Development of virtual environments to investigate path integration in mice

Abstract

Path integration is the ability to navigate to a goal location without using external cues, thus relying entirely on self-motion information. To do so, two components of a path need to be encoded: orientation and distance. While the ability to estimate distance, called linear path integration, is well established in humans, it is unclear whether rodents are equally capable of doing so and the underlying neural circuit mechanisms are only poorly understood. This thesis discusses the development of a virtual reality system and behavioural task to investigate linear path integration in mice, and the results obtained from experiments carried out with this system. The setup provides full control over visual input while de-correlating vestibular and olfactory signals from location.
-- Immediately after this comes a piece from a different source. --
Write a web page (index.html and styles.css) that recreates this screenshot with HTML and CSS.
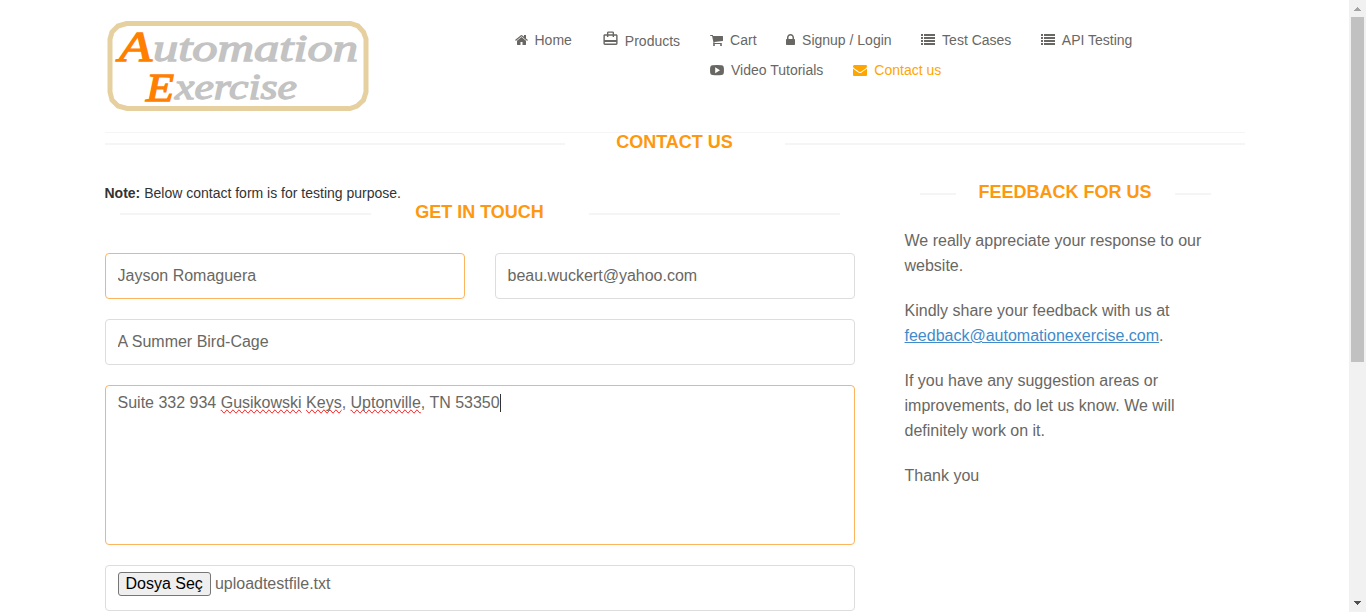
FILE: index.html
```html
<!DOCTYPE html>
<html lang="en">
<head>
<meta charset="utf-8">
<title>Automation Exercise - Contact Us</title>
<link rel="stylesheet" href="styles.css">
</head>
<body>
<div class="page">
  <header class="header">
    <svg class="logo" width="262" height="92" viewBox="0 0 262 92">
      <path class="logo-frame" d="M19.500 3.500H243.500L251 6L256.500 12L259 19V72L256.500 80L250 86L243 88.500H20L11 86L5 80L3 72V19L5 12L11 6Z"/>
      <text class="logo-cap" x="12" y="41" font-size="42" textLength="33" lengthAdjust="spacingAndGlyphs">A</text>
      <text class="logo-rest" x="46" y="41" font-size="37" textLength="205" lengthAdjust="spacingAndGlyphs">utomation</text>
      <text class="logo-cap" x="39" y="81" font-size="41" textLength="28" lengthAdjust="spacingAndGlyphs">E</text>
      <text class="logo-rest" x="68" y="79" font-size="36" textLength="122" lengthAdjust="spacingAndGlyphs">xercise</text>
    </svg>
    <nav class="nav">
      <div class="nav-row">
        <a class="nav-item home"><svg width="13" height="14" viewBox="64 0 1664 1792"><path d="M1472 992v480q0 26-19 45t-45 19h-384v-384h-256v384h-384q-26 0-45-19t-19-45v-480q0-1 .5-3t.5-3l575-474 575 474q1 2 1 6zm223-69l-62 74q-8 9-21 11h-3q-13 0-21-7l-692-577-692 577q-12 8-24 7-13-2-21-11l-62-74q-8-10-7-23.500t11-21.500l719-599q32-26 76-26t76 26l244 204v-195q0-14 9-23t23-9h192q14 0 23 9t9 23v408l219 182q10 8 11 21.500t-7 23.500z"/></svg>Home</a>
        <a class="nav-item products"><svg width="17" height="17" viewBox="0 0 24 24"><path d="M20 6h-3V4c0-1.110-.89-2-2-2H9c-1.110 0-2 .89-2 2v2H4c-1.110 0-2 .89-2 2v11c0 1.110.89 2 2 2h16c1.110 0 2-.89 2-2V8c0-1.110-.89-2-2-2zM9 4h6v2H9V4zm11 15H4v-2h16v2zm0-5H4V8h3v2h2V8h6v2h2V8h3v6z"/></svg>Products</a>
        <a class="nav-item"><svg width="13" height="14" viewBox="64 0 1664 1792"><path d="M704 1536q0 52-38 90t-90 38-90-38-38-90 38-90 90-38 90 38 38 90zm896 0q0 52-38 90t-90 38-90-38-38-90 38-90 90-38 90 38 38 90zm128-1088v512q0 24-16.500 42.500t-40.500 21.500l-1044 122q13 60 13 70 0 16-24 64h920q26 0 45 19t19 45-19 45-45 19h-1024q-26 0-45-19t-19-45q0-11 8-31.500t16-36 21.500-40 15.500-29.500l-177-823h-204q-26 0-45-19t-19-45 19-45 45-19h256q16 0 28.500 6.500t19.500 15.500 13 24.500 8 26 5.500 29.500 4.500 26h1201q26 0 45 19t19 45z"/></svg>Cart</a>
        <a class="nav-item"><svg width="9" height="14" viewBox="320 0 1152 1792"><path d="M640 768h512v-192q0-106-75-181t-181-75-181 75-75 181v192zm832 96v576q0 40-28 68t-68 28h-960q-40 0-68-28t-28-68v-576q0-40 28-68t68-28h32v-192q0-184 132-316t316-132 316 132 132 316v192h32q40 0 68 28t28 68z"/></svg>Signup / Login</a>
        <a class="nav-item"><svg width="14" height="14" viewBox="0 0 14 14"><path d="M0 1h2v2H0zM3 1h11v2H3zM0 4h2v2H0zM3 4h11v2H3zM0 7h2v2H0zM3 7h11v2H3zM0 10h2v2H0zM3 10h11v2H3z"/></svg>Test Cases</a>
        <a class="nav-item"><svg width="14" height="14" viewBox="0 0 14 14"><path d="M0 1h2v2H0zM3 1h11v2H3zM0 4h2v2H0zM3 4h11v2H3zM0 7h2v2H0zM3 7h11v2H3zM0 10h2v2H0zM3 10h11v2H3z"/></svg>API Testing</a>
      </div>
      <div class="nav-row second">
        <a class="nav-item"><svg width="14" height="14" viewBox="0 0 14 14"><path fill-rule="evenodd" d="M2.500 2.200Q7 1.800 11.500 2.200Q13.600 2.300 13.800 4.500Q14.100 7.200 13.800 10Q13.600 12 11.500 12.100Q7 12.500 2.500 12.100Q.4 12 .2 10Q-.1 7.200 .2 4.500Q.4 2.300 2.500 2.200ZM5.200 4.200V10.200L10 7.200Z"/></svg>Video Tutorials</a>
        <a class="nav-item active"><svg width="14" height="14" viewBox="0 0 1792 1792"><path d="M1792 710v794q0 66-47 113t-113 47h-1472q-66 0-113-47t-47-113v-794q44 49 101 87 362 246 497 345 57 42 92.500 65.500t94.500 48 110 24.500h2q51 0 110-24.500t94.500-48 92.500-65.500q170-123 498-345 57-39 100-87zm0-294q0 79-49 151t-122 123q-376 261-468 325-10 7-42.500 31t-54 38.500-52 32.500-57.500 27-50 9h-2q-23 0-50-9t-57.500-27-52-32.500-54-38.500-42.500-31q-91-64-262-182.500t-205-142.500q-62-42-117-115.500t-55-136.500q0-78 41.500-130t118.500-52h1472q65 0 112.500 47t47.500 113z"/></svg>Contact us</a>
      </div>
    </nav>
  </header>
  <main class="main">
    <h2 class="title title-main"><span>Contact Us</span></h2>
    <div class="columns">
      <section class="contact">
        <div class="note"><b>Note:</b> Below contact form is for testing purpose.</div>
        <h2 class="title title-touch"><span>Get In Touch</span></h2>
        <form class="form">
          <div class="pair">
            <input class="field focus" type="text" value="Jayson Romaguera">
            <input class="field" type="text" value="beau.wuckert@yahoo.com">
          </div>
          <input class="field" type="text" value="A Summer Bird-Cage">
          <div class="field message focus">Suite 332 934 <span class="typo">Gusikowski</span> <span class="typo">Keys</span>, <span class="typo">Uptonville</span>, TN 53350<i class="caret"></i></div>
          <div class="field file"><span class="choose">Dosya Seç</span><span class="filename">uploadtestfile.txt</span></div>
        </form>
      </section>
      <aside class="feedback">
        <h2 class="title title-feedback"><span>Feedback For Us</span></h2>
        <p>We really appreciate your response to our website.</p>
        <p>Kindly share your feedback with us at <a class="mail">feedback@automationexercise.com</a>.</p>
        <p>If you have any suggestion areas or improvements, do let us know. We will definitely work on it.</p>
        <p>Thank you</p>
      </aside>
    </div>
  </main>
</div>
<div class="scrollbar">
  <svg width="17" height="17" viewBox="0 0 17 17" shape-rendering="crispEdges"><path fill="#a3a3a3" d="M8 7h1v1h1v1h1v1h1v1H5v-1h1V9h1V8h1z"/></svg>
  <div class="thumb"></div>
  <svg class="down" width="17" height="17" viewBox="0 0 17 17" shape-rendering="crispEdges"><path fill="#505050" d="M5 6h7v1h-1v1h-1v1H9v1H8V9H7V8H6V7H5z"/></svg>
</div>
</body>
</html>
```
FILE: styles.css
```css
* { box-sizing: border-box; }
body {
  margin: 0;
  height: 612px;
  display: flex;
  overflow: hidden;
  background: #fff;
  color: #696763;
  font: 14px/20px "Liberation Sans", Arial, sans-serif;
}
.page { width: 1349px; height: 612px; padding-left: 104.5px; overflow: hidden; }
.header { display: flex; width: 1140px; height: 133px; padding-top: 20px; border-bottom: 1px solid #f5f5f5; }
.logo { flex: none; margin-left: 2.5px; }
.logo-frame { fill: none; stroke: #e6d0a0; stroke-width: 5; }
.logo text { font-family: "Liberation Serif", serif; font-style: italic; font-weight: 400; stroke-width: 1.3; }
.logo-cap { fill: #ff8000; stroke: #ff8000; }
.logo-rest { fill: #c3c3c3; stroke: #c3c3c3; }
.nav { margin: 10px 0 0 145.5px; }
.nav-row { display: flex; gap: 29.5px; height: 30px; }
.nav-row.second { margin-left: 195.5px; gap: 30px; }
.nav-item { display: flex; align-items: center; gap: 7px; height: 20px; white-space: nowrap; }
.nav-item svg { fill: currentColor; flex: none; }
.home { margin-left: 0.5px; gap: 6.5px; }
.products { height: 22px; gap: 6px; margin: 0 0.5px; }
.products svg { margin-bottom: 5px; }
.active { color: #ffa500; }
.main { width: 1140px; }
.title {
  display: flex;
  align-items: center;
  margin: 0;
  height: 20px;
  color: #fe980f;
  font-size: 18px;
  line-height: 20px;
  font-weight: 700;
  text-transform: uppercase;
}
.title span { flex: 1; padding-bottom: 2px; text-align: center; white-space: nowrap; }
.title::before, .title::after { content: ""; height: 2px; margin-top: 2px; background: #f5f5f5; }
.title-main::before, .title-main::after { width: 460px; }
.title-touch { padding: 0 15px; }
.title-touch::before, .title-touch::after { width: 251px; }
.title-feedback { margin: 0 34px 25px 15px; }
.title-feedback::before, .title-feedback::after { width: 36px; }
.columns { display: flex; gap: 50px; margin-top: 30px; }
.contact { width: 750px; }
.note { color: #333; height: 20px; }
.form { display: flex; flex-direction: column; gap: 20px; margin-top: 30px; }
.pair { display: flex; gap: 30px; }
.field {
  width: 100%;
  height: 46px;
  padding: 6px 12px;
  border: 1px solid #ddd;
  border-radius: 4px;
  background: #fff;
  color: #696763;
  font: 16px/22px "Liberation Sans", Arial, sans-serif;
  outline: none;
}
.field.focus { border-color: #fdb45e; }
.message { height: 160px; }
.typo { text-decoration: spelling-error; }
.caret { display: inline-block; width: 1px; height: 18px; background: #333; vertical-align: -4px; }
.file { display: flex; align-items: flex-start; gap: 4px; }
.choose { height: 24px; padding: 0 7px; border: 1px solid #767676; border-radius: 3px; background: #efefef; color: #000; }
.filename { padding-top: 1px; }
.feedback { width: 340px; font-size: 16px; line-height: 25px; }
.feedback p { width: 310px; margin: 0 0 20px; }
.mail { color: #428bca; text-decoration: underline; }
.scrollbar { width: 17px; height: 612px; display: flex; flex-direction: column; background: #f1f1f1; }
.thumb { width: 13px; height: 345px; margin-left: 2px; background: #c1c1c1; }
.down { margin-top: auto; }
```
Manipulations of the translation from physical to virtual movement can thus be used to probe relative influences of motor related and visual signals. Chapter 1 reviews the current literature on path integration and provides a background to the technical setup of the system. Chapter 2 describes the design and construction of the virtual reality system, its individual components and the software created to run experiments. It discusses how 3-d modelling and 3-d printing have successfully been combined to allow rapid development and production of custom components in different materials. Chapter 3 discusses the development of behavioural tasks designed to investigate linear path integration. It shows that by using a simple virtual track design and a carefully monitored food-deprivation regime, mice can be trained to successfully associate a visually indicated location with a reward. Chapter 4 describes behavioural experiments carried out using this virtual linear track. I obtained evidence that mice can estimate the distance to the rewarded zone reliably using path integration strategies. To test whether mice rely on motor information or optic flow, I manipulated the gain between physical movement and virtual movement. My results suggest that mice primarily rely on motor information for linear path integration. In the final chapter the results are discussed in the context of other recent work and areas for further development of the system are identified.